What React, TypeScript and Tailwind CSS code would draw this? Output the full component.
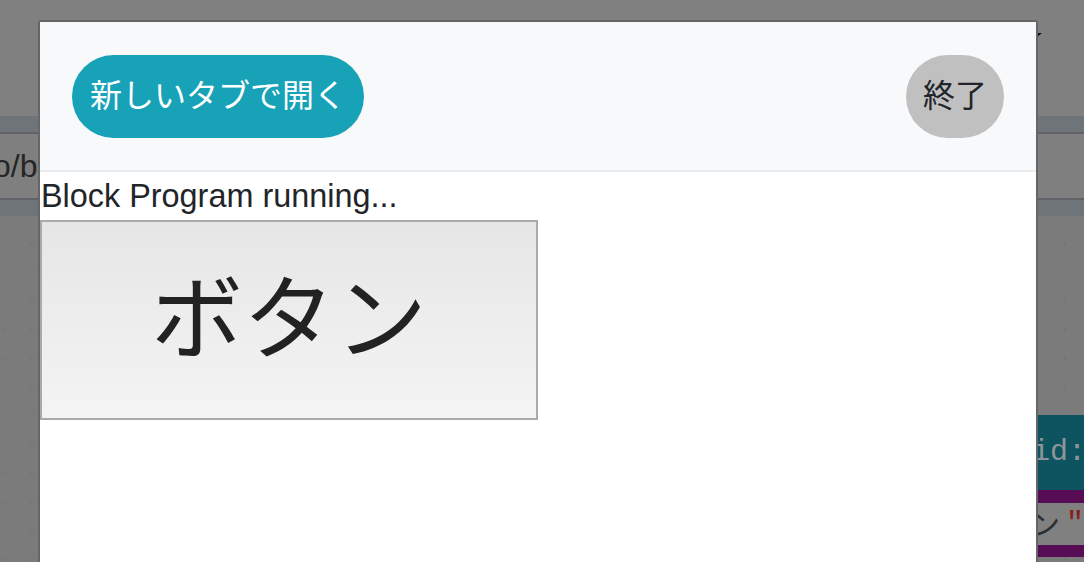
import React from "react";

const FONT = { fontFamily: '"Liberation Sans", "Noto Sans CJK JP", sans-serif' };

function GridMarks() {
  return (
    <svg className="absolute inset-0 h-full w-full" aria-hidden="true">
      <defs>
        <pattern id="blk-grid" x="2" y="-2" width="28.7" height="28.7" patternUnits="userSpaceOnUse">
          <path d="M0 0h5M2.5 -2.5v5" transform="translate(-2.5 0)" stroke="#6c6c6c" strokeWidth="1" />
        </pattern>
      </defs>
      <rect width="100%" height="100%" fill="url(#blk-grid)" />
    </svg>
  );
}

export default function App() {
  return (
    <div className="relative h-[562px] w-[1084px] overflow-hidden bg-[#808080]" style={FONT}>
      {/* page behind the dialog (dimmed) */}
      <div className="flex h-full flex-col">
        <div className="h-[116px]" />
        <div className="h-[18px] border-b-2 border-[#5f6367] bg-[#6f7478]" />
        <div className="flex h-[64px] items-center bg-[#7f7f7f]">
          <span className="ml-[-7px] text-[32px] leading-none text-[#262626]">o/b</span>
        </div>
        <div className="h-[18px] border-t-2 border-[#5f6367] bg-[#6f7478]" />
        <div className="relative flex-1 bg-[#7b7b7b]">
          <GridMarks />
        </div>
      </div>

      {/* small caret peeking out on the right */}
      <div className="absolute left-[1032px] top-[33px] h-0 w-0 border-x-[5px] border-t-[4px] border-x-transparent border-t-[#111]" />

      {/* blocks on the workspace canvas */}
      <div className="absolute left-[980px] top-[415px] flex h-[75px] w-[140px] items-center bg-[#0e5360] pl-[52px]">
        <span className="font-['Liberation_Mono',monospace] text-[30px] text-[#8c9698]">id:</span>
      </div>
      <div className="absolute left-[980px] top-[490px] flex h-[67px] w-[140px] flex-col bg-[#560d56] py-[13px]">
        <div className="flex h-[42px] items-center bg-[#808080] pl-[50px] text-[30px]">
          <span className="text-[#2a2e33]">ン</span>
          <span className="ml-[6px] font-['Liberation_Mono',monospace] text-[#8a1c1c]">"</span>
        </div>
      </div>

      {/* dialog */}
      <div className="absolute left-[38px] top-[20px] h-[600px] w-[1000px] overflow-hidden rounded-t-[3px] border-2 border-[#666] bg-white">
        <div className="flex h-[150px] items-center justify-between border-b-2 border-[#e9ecef] bg-[#f8f9fa] px-[32px]">
          <button className="h-[83px] rounded-full bg-[#17a2b8] px-[18px] text-[32px] text-white">
            新しいタブで開く
          </button>
          <button className="h-[83px] rounded-full bg-[#c0c0c0] px-[17px] text-[32px] text-[#212529]">
            終了
          </button>
        </div>
        <div className="pl-px text-[32.4px] leading-[48px] text-[#212529]">Block Program running...</div>
        <button className="flex h-[200px] w-[498px] items-center justify-center border-2 border-[#aaaaaa] bg-gradient-to-b from-[#e6e6e6] to-[#f4f4f4] text-[92px] text-[#222]">
          ボタン
        </button>
      </div>
    </div>
  );
}
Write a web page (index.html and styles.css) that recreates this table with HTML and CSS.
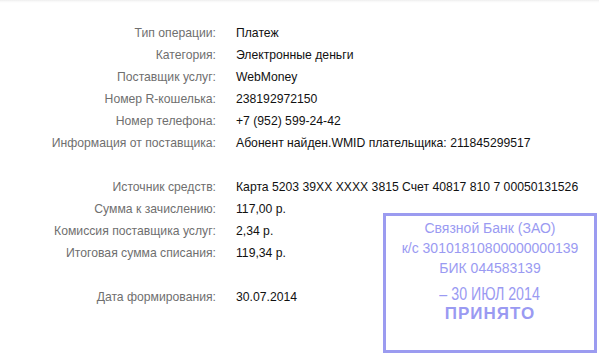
FILE: index.html
```html
<!DOCTYPE html>
<html lang="ru">
<head>
    <meta charset="UTF-8">
    <title>Детали операции</title>
    <link rel="stylesheet" href="styles.css">
</head>
<body>
    <div class="receipt">
        <dl class="details">
            <dt>Тип операции:</dt><dd>Платеж</dd>
            <dt>Категория:</dt><dd>Электронные деньги</dd>
            <dt>Поставщик услуг:</dt><dd>WebMoney</dd>
            <dt>Номер R-кошелька:</dt><dd>238192972150</dd>
            <dt>Номер телефона:</dt><dd>+7 (952) 599-24-42</dd>
            <dt>Информация от поставщика:</dt><dd>Абонент найден.WMID плательщика: 211845299517</dd>

            <div class="spacer"></div>

            <dt>Источник средств:</dt><dd>Карта 5203 39XX XXXX 3815 Счет 40817 810 7 00050131526</dd>
            <dt>Сумма к зачислению:</dt><dd>117,00 р.</dd>
            <dt>Комиссия поставщика услуг:</dt><dd>2,34 р.</dd>
            <dt>Итоговая сумма списания:</dt><dd>119,34 р.</dd>

            <div class="spacer"></div>

            <dt>Дата формирования:</dt><dd>30.07.2014</dd>
        </dl>

        <div class="stamp">
            <div class="stamp-line">Связной Банк (ЗАО)</div>
            <div class="stamp-line">к/с 30101810800000000139</div>
            <div class="stamp-line">БИК 044583139</div>
            <div class="stamp-date"><span>– 30 ИЮЛ 2014</span></div>
            <div class="stamp-status">ПРИНЯТО</div>
        </div>
    </div>
</body>
</html>
```

FILE: styles.css
```css
* {
    margin: 0;
    padding: 0;
    box-sizing: border-box;
}

body {
    font-family: 'Liberation Sans', Arial, sans-serif;
    font-size: 12.2px;
    color: #111;
    background: linear-gradient(#ececec 0, #f7f7f7 1px, #fff 3px) no-repeat;
    min-height: 100vh;
}

.receipt {
    position: relative;
    padding-top: 22px;
}

.details {
    display: grid;
    grid-template-columns: 216px 1fr;
    column-gap: 20px;
    line-height: 22px;
}

.details dt {
    text-align: right;
    color: #6f6f6f;
}

.details dd {
    white-space: nowrap;
}

.spacer {
    grid-column: 1 / -1;
    height: 22px;
}

/* bank stamp lies over the lower right of the table */
.stamp {
    position: absolute;
    left: 383px;
    top: 213px;
    width: 214px;
    height: 140px;
    border: 3px solid #9b9bf0;
    padding-top: 2px;
    text-align: center;
    color: #9a9af2;
    font-size: 14px;
}

.stamp-line {
    line-height: 20px;
}

/* date stamp uses a condensed face */
.stamp-date {
    margin-top: 6px;
    line-height: 20px;
    font-size: 18px;
}

.stamp-date span {
    display: inline-block;
    transform: scaleX(0.79);
}

.stamp-status {
    line-height: 20px;
    font-size: 17px;
    font-weight: bold;
    letter-spacing: 1px;
}
```
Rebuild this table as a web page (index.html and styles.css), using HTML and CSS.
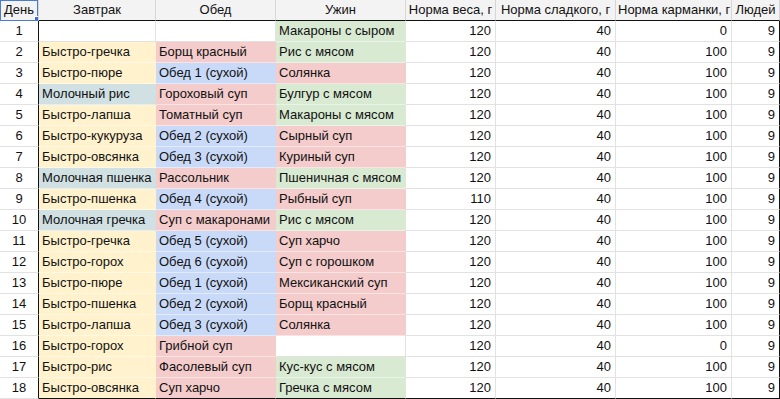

- - - - -

* [WHAT NEEDS TO BE DONE]:
All the lines above are to be reproduced exactly, except the pictures.

* [COMPLETE ANSWER]:
What React, TypeScript and Tailwind CSS code would draw this? Output the full component.
import React from "react";

const FONT = { fontFamily: '"Liberation Sans", "Noto Sans CJK JP", sans-serif' };

function GridMarks() {
  return (
    <svg className="absolute inset-0 h-full w-full" aria-hidden="true">
      <defs>
        <pattern id="blk-grid" x="2" y="-2" width="28.7" height="28.7" patternUnits="userSpaceOnUse">
          <path d="M0 0h5M2.5 -2.5v5" transform="translate(-2.5 0)" stroke="#6c6c6c" strokeWidth="1" />
        </pattern>
      </defs>
      <rect width="100%" height="100%" fill="url(#blk-grid)" />
    </svg>
  );
}

export default function App() {
  return (
    <div className="relative h-[562px] w-[1084px] overflow-hidden bg-[#808080]" style={FONT}>
      {/* page behind the dialog (dimmed) */}
      <div className="flex h-full flex-col">
        <div className="h-[116px]" />
        <div className="h-[18px] border-b-2 border-[#5f6367] bg-[#6f7478]" />
        <div className="flex h-[64px] items-center bg-[#7f7f7f]">
          <span className="ml-[-7px] text-[32px] leading-none text-[#262626]">o/b</span>
        </div>
        <div className="h-[18px] border-t-2 border-[#5f6367] bg-[#6f7478]" />
        <div className="relative flex-1 bg-[#7b7b7b]">
          <GridMarks />
        </div>
      </div>

      {/* small caret peeking out on the right */}
      <div className="absolute left-[1032px] top-[33px] h-0 w-0 border-x-[5px] border-t-[4px] border-x-transparent border-t-[#111]" />

      {/* blocks on the workspace canvas */}
      <div className="absolute left-[980px] top-[415px] flex h-[75px] w-[140px] items-center bg-[#0e5360] pl-[52px]">
        <span className="font-['Liberation_Mono',monospace] text-[30px] text-[#8c9698]">id:</span>
      </div>
      <div className="absolute left-[980px] top-[490px] flex h-[67px] w-[140px] flex-col bg-[#560d56] py-[13px]">
        <div className="flex h-[42px] items-center bg-[#808080] pl-[50px] text-[30px]">
          <span className="text-[#2a2e33]">ン</span>
          <span className="ml-[6px] font-['Liberation_Mono',monospace] text-[#8a1c1c]">"</span>
        </div>
      </div>

      {/* dialog */}
      <div className="absolute left-[38px] top-[20px] h-[600px] w-[1000px] overflow-hidden rounded-t-[3px] border-2 border-[#666] bg-white">
        <div className="flex h-[150px] items-center justify-between border-b-2 border-[#e9ecef] bg-[#f8f9fa] px-[32px]">
          <button className="h-[83px] rounded-full bg-[#17a2b8] px-[18px] text-[32px] text-white">
            新しいタブで開く
          </button>
          <button className="h-[83px] rounded-full bg-[#c0c0c0] px-[17px] text-[32px] text-[#212529]">
            終了
          </button>
        </div>
        <div className="pl-px text-[32.4px] leading-[48px] text-[#212529]">Block Program running...</div>
        <button className="flex h-[200px] w-[498px] items-center justify-center border-2 border-[#aaaaaa] bg-gradient-to-b from-[#e6e6e6] to-[#f4f4f4] text-[92px] text-[#222]">
          ボタン
        </button>
      </div>
    </div>
  );
}
Write a web page (index.html and styles.css) that recreates this table with HTML and CSS.
FILE: index.html
```html
<!DOCTYPE html>
<html lang="ru">
<head>
    <meta charset="UTF-8">
    <title>Детали операции</title>
    <link rel="stylesheet" href="styles.css">
</head>
<body>
    <div class="receipt">
        <dl class="details">
            <dt>Тип операции:</dt><dd>Платеж</dd>
            <dt>Категория:</dt><dd>Электронные деньги</dd>
            <dt>Поставщик услуг:</dt><dd>WebMoney</dd>
            <dt>Номер R-кошелька:</dt><dd>238192972150</dd>
            <dt>Номер телефона:</dt><dd>+7 (952) 599-24-42</dd>
            <dt>Информация от поставщика:</dt><dd>Абонент найден.WMID плательщика: 211845299517</dd>

            <div class="spacer"></div>

            <dt>Источник средств:</dt><dd>Карта 5203 39XX XXXX 3815 Счет 40817 810 7 00050131526</dd>
            <dt>Сумма к зачислению:</dt><dd>117,00 р.</dd>
            <dt>Комиссия поставщика услуг:</dt><dd>2,34 р.</dd>
            <dt>Итоговая сумма списания:</dt><dd>119,34 р.</dd>

            <div class="spacer"></div>

            <dt>Дата формирования:</dt><dd>30.07.2014</dd>
        </dl>

        <div class="stamp">
            <div class="stamp-line">Связной Банк (ЗАО)</div>
            <div class="stamp-line">к/с 30101810800000000139</div>
            <div class="stamp-line">БИК 044583139</div>
            <div class="stamp-date"><span>– 30 ИЮЛ 2014</span></div>
            <div class="stamp-status">ПРИНЯТО</div>
        </div>
    </div>
</body>
</html>
```

FILE: styles.css
```css
* {
    margin: 0;
    padding: 0;
    box-sizing: border-box;
}

body {
    font-family: 'Liberation Sans', Arial, sans-serif;
    font-size: 12.2px;
    color: #111;
    background: linear-gradient(#ececec 0, #f7f7f7 1px, #fff 3px) no-repeat;
    min-height: 100vh;
}

.receipt {
    position: relative;
    padding-top: 22px;
}

.details {
    display: grid;
    grid-template-columns: 216px 1fr;
    column-gap: 20px;
    line-height: 22px;
}

.details dt {
    text-align: right;
    color: #6f6f6f;
}

.details dd {
    white-space: nowrap;
}

.spacer {
    grid-column: 1 / -1;
    height: 22px;
}

/* bank stamp lies over the lower right of the table */
.stamp {
    position: absolute;
    left: 383px;
    top: 213px;
    width: 214px;
    height: 140px;
    border: 3px solid #9b9bf0;
    padding-top: 2px;
    text-align: center;
    color: #9a9af2;
    font-size: 14px;
}

.stamp-line {
    line-height: 20px;
}

/* date stamp uses a condensed face */
.stamp-date {
    margin-top: 6px;
    line-height: 20px;
    font-size: 18px;
}

.stamp-date span {
    display: inline-block;
    transform: scaleX(0.79);
}

.stamp-status {
    line-height: 20px;
    font-size: 17px;
    font-weight: bold;
    letter-spacing: 1px;
}
```
Rebuild this table as a web page (index.html and styles.css), using HTML and CSS.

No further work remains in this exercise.